Un autre à qui un ajustement de prescription ferait du bien, c’est le ministre de l’Industrie, du Tourisme et de l’Investissement, Bob McLeod, qui nous a vanté, ces derniers jours, la nouvelle enseigne annonçant aux automobilistes qu’ils franchissent le 60e parallèle.

« Cette nouvelle infrastructure donne une excellente première impression aux visiteurs qui arrivent aux TNO par la route numéro un  », a halluciné le ministre.

Je n’arrive pas à croire qu’on ait payé 150 000 $ pour cette horreur. Il me semble qu’à ce prix-là on aurait pu se payer les services d’un designer. Seule explication rationnelle : la tâche du lettrage a été confiée au petit-neveu du sous-ministre qui se débrouille pas pire avec Word-Art.

On aurait dit le titre d’ouverture d’une sitcom américaine des années 90. Des gouttes, vite, mes yeux chauffent!

Épitaphe

Si un historien s’interroge un jour sur la marge de manœuvre dont jouissaient les ministres au sein du cabinet Roland, il pourra toujours se référer à la courte description qu’en a faite en chambre le ministre Robert McLeod, le 19 mai, alors que l’honorable occupait ses fonctions parlementaires à empiler les badineries.

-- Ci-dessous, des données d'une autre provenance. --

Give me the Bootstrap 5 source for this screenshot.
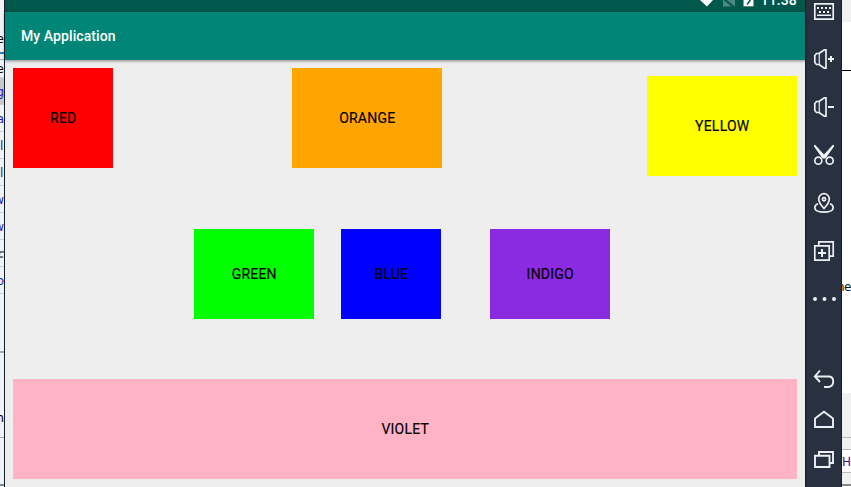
<!DOCTYPE html>
<html lang="en">
<head>
<meta charset="utf-8">
<title>My Application</title>
<link href="https://cdn.jsdelivr.net/npm/bootstrap@5.3.0/dist/css/bootstrap.min.css" rel="stylesheet">
<style>
body{width:851px;height:487px;font-family:Roboto,sans-serif;background:#fff}
.under-left{width:5px;flex:none;border-right:1px solid #141c28;background:#f0f3f5;font:12px/15px "DejaVu Sans",sans-serif;color:#2020c8}
.cell{flex:none;overflow:hidden;display:flex;align-items:center;justify-content:flex-end;border-bottom:1px solid #cdd2d6;height:27px;white-space:nowrap;padding-top:2px}
.cell.from-start{justify-content:flex-start}
.phone{width:800px;flex:none;background:#eee}
.statusbar{height:12px;background:#00574b;flex:none}
.clock{font-size:14px;line-height:16px;font-weight:500;color:#fff;margin-top:-8px;letter-spacing:.2px}
.appbar{height:48px;flex:none;background:#008577;color:#fff;font-size:14px;font-weight:500;letter-spacing:.09px;padding:1px 0 0 16px;box-shadow:0 1px 3px rgba(0,0,0,.45);position:relative}
.stage{padding:8px;flex:1}
.block{display:flex;align-items:center;justify-content:center;font-size:14px;font-weight:400;letter-spacing:.22px;color:#000;height:100px;width:150px;padding:1px 0 0 .5px;-webkit-text-stroke:.15px #000}
.red{background:#f00;width:100px}
.orange{background:#ffa500;margin-left:179px}
.yellow{background:#ff0;margin:8px 0 0 auto}
.middle{padding-left:181px;margin-top:53px}
.middle .block{height:90px;width:120px}
.green{background:#0f0}
.middle .blue{background:#00f;width:100px;margin-left:27px}
.indigo{background:#8a2be2;margin-left:49px}
.violet{background:#ffb3c4;width:100%;margin-top:60px}
.tools{width:37px;flex:none;background:#29303f;border:solid #151c29;border-width:0 1px}
.slot{height:48px;flex:none;display:flex;align-items:center;justify-content:center}
.slot.first{margin-top:-13px}
.slot.nav-key{height:40px}
.slot.back{margin-top:36px}
.slot svg{width:24px;height:24px;margin-left:1px;fill:none;stroke:#eceff3;stroke-width:1.7;flex:none}
.slot .solid{fill:#eceff3;stroke:none}
.slot .faint{stroke:#c3c8d0;stroke-width:1.5}
.under-right{flex:1;font:12px/15px "DejaVu Sans",sans-serif;color:#111;white-space:nowrap}
.under-right>div{flex:none;overflow:hidden}
</style>
<script src="https://cdn.jsdelivr.net/npm/bootstrap@5.3.0/dist/js/bootstrap.bundle.min.js"></script>
</head>
<body class="d-flex overflow-hidden m-0">
<aside class="under-left d-flex flex-column overflow-hidden">
  <div class="cell" style="height:24px;border:0"></div>
  <div class="cell text-black" style="height:28px;border:0">e</div>
  <div style="height:2px;background:#377bc5;flex:none"></div>
  <div class="cell" style="height:6px;border-color:#aaa"></div>
  <div class="cell text-black" style="height:18px">e</div>
  <div class="cell" style="height:27px;background:#c8c8cb"><u>g</u></div>
  <div class="cell">a</div>
  <div class="cell from-start">l</div>
  <div class="cell from-start">l</div>
  <div class="cell">w</div>
  <div class="cell">w</div>
  <div class="cell" style="color:#666"><b><i>c</i></b></div>
  <div class="cell">o</div>
  <div class="cell" style="height:57px;border:0"></div>
  <div style="height:2px;background:#aaa;flex:none"></div>
  <div class="cell" style="height:45px;border:0"></div>
  <div class="cell text-black" style="height:40px;align-items:flex-start;padding-top:13px;border-color:#aaa">m</div>
  <div class="cell" style="height:46px;border:0"></div>
  <div style="height:2px;background:#888;flex:none"></div>
</aside>

<main class="phone d-flex flex-column">
  <div class="statusbar d-flex justify-content-end align-items-start overflow-hidden">
    <svg width="60" height="12" viewBox="0 0 60 12"><path d="M0 0h13L7 6.500z" fill="#fff"/><path d="M23 0h12v6.500H23z" fill="#4d8980"/><path d="M24 -1l11 9" stroke="#00574b" stroke-width="2"/><path d="M43.500 0h10v6.300h-10z" fill="#fff"/><path d="M50.500 0l-3.500 4.500" stroke="#00574b" stroke-width="1.500"/></svg>
    <span class="clock me-2">11:38</span>
  </div>
  <header class="appbar d-flex align-items-center">My Application</header>
  <section class="stage">
    <div class="d-flex align-items-start">
      <div class="block red">RED</div>
      <div class="block orange">ORANGE</div>
      <div class="block yellow">YELLOW</div>
    </div>
    <div class="middle d-flex">
      <div class="block green">GREEN</div>
      <div class="block blue">BLUE</div>
      <div class="block indigo">INDIGO</div>
    </div>
    <div class="block violet">VIOLET</div>
  </section>
</main>

<nav class="tools d-flex flex-column overflow-hidden">
  <div class="slot first"><svg viewBox="0 0 24 24"><path d="M2.800 4.800h18.400v15.400H2.800z"/><path class="solid" d="M5 8h2v2H5zM9 8h2v2H9zM13 8h2v2h-2zM17 8h2v2h-2zM7 12h2v2H7zM11 12h2v2h-2zM15 12h2v2h-2zM5 15.500h14v1.500H5z"/></svg></div>
  <div class="slot"><svg viewBox="0 0 24 24"><path class="faint" d="M7.300 6.500V17.500"/><path d="M7.500 6.500H4.500L2.800 8.500v7l1.700 2h3M7 6.500l5.300-3.700H14v18.400h-1.700L7 17.500"/><path d="M16 12h6M19 9v6" stroke-width="2"/></svg></div>
  <div class="slot"><svg viewBox="0 0 24 24"><path class="faint" d="M7.300 6.500V17.500"/><path d="M7.500 6.500H4.500L2.800 8.500v7l1.700 2h3M7 6.500l5.300-3.700H14v18.400h-1.700L7 17.500"/><path d="M16 12h6" stroke-width="2"/></svg></div>
  <div class="slot"><svg viewBox="0 0 24 24"><circle cx="6.300" cy="17.700" r="3.500"/><circle cx="17.700" cy="17.700" r="3.500"/><path class="solid" d="M2 2h1.300L12 11.500 20.700 2H22v1.500L13.500 15.500h-3L2 3.500z"/></svg></div>
  <div class="slot"><svg viewBox="0 0 24 24"><path d="M12 17.500Q6.700 11.800 6.700 8a5.300 5.300 0 0 1 10.600 0Q17.300 11.800 12 17.500z"/><circle cx="12" cy="8.300" r="1.600"/><path d="M6 12.700Q2.800 14 2.800 16.500C2.800 19.500 7 21.200 12 21.200s9.200-1.700 9.200-4.700Q21.200 14 18 12.700"/></svg></div>
  <div class="slot"><svg viewBox="0 0 24 24"><path d="M2.800 6.800h14.400v14.400H2.800zM6.800 6.500V2.800h14.400v14.400H17.500"/><path d="M6 14h8M10 10v8" stroke-width="2"/></svg></div>
  <div class="slot"><svg viewBox="0 0 24 24"><circle class="solid" cx="3" cy="12" r="2"/><circle class="solid" cx="12.500" cy="12" r="2"/><circle class="solid" cx="22" cy="12" r="2"/></svg></div>
  <div class="slot nav-key back"><svg viewBox="0 0 24 24"><path d="M8 3.500L2.800 9.500 8 15M3 9.500h13.500q4.700 0 4.700 5t-4.700 5.500H12" stroke-width="1.900"/></svg></div>
  <div class="slot nav-key"><svg viewBox="0 0 24 24"><path d="M3 11.500L12 4.800l9 6.700V20H3z" stroke-width="1.900"/></svg></div>
  <div class="slot nav-key"><svg viewBox="0 0 24 24"><path d="M3 8.800h14.500V20H3zM7 8.300V5h14v11H18" stroke-width="1.900"/></svg></div>
</nav>

<aside class="under-right d-flex flex-column overflow-hidden">
  <div style="height:22px;background:#f0f0f0"></div>
  <div style="height:48px"></div>
  <div style="height:1px;background:#000"></div>
  <div style="height:209px"></div>
  <div class="d-flex justify-content-end" style="height:16px;letter-spacing:-.5px">ne</div>
  <div style="height:97px"></div>
  <div style="height:44px;background:#f0f0f0"></div>
  <div style="height:1px;background:#bbb"></div>
  <div style="height:11px;background:#f0f0f0"></div>
  <div style="height:1px;background:#bbb"></div>
  <div style="height:22px;padding-top:5px;color:#40108c">H</div>
  <div style="height:1px;background:#bbb"></div>
  <div style="height:11px;background:#f0f0f0"></div>
  <div style="height:2px;background:#888"></div>
</aside>
</body>
</html>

« Je me souviens du jour où j’ai rejoint [le cabinet] en 2004, s’est remémoré le député d’Inuvik Twin Lakes. Floyd était alors ministre des Finances. À notre première réunion, Floyd nous a dit qu’une des premières choses que nous devions comprendre, c’est que le ministre des Finances et la Cabinet ont toujours raison. Il a dit :²À chaque fois que je lève la main, vous levez la main². »

Je propose que cette dernière phrase soit déclarée épitaphe de la 16e législature. Tous en faveur? Contre? Abstention? Adopté!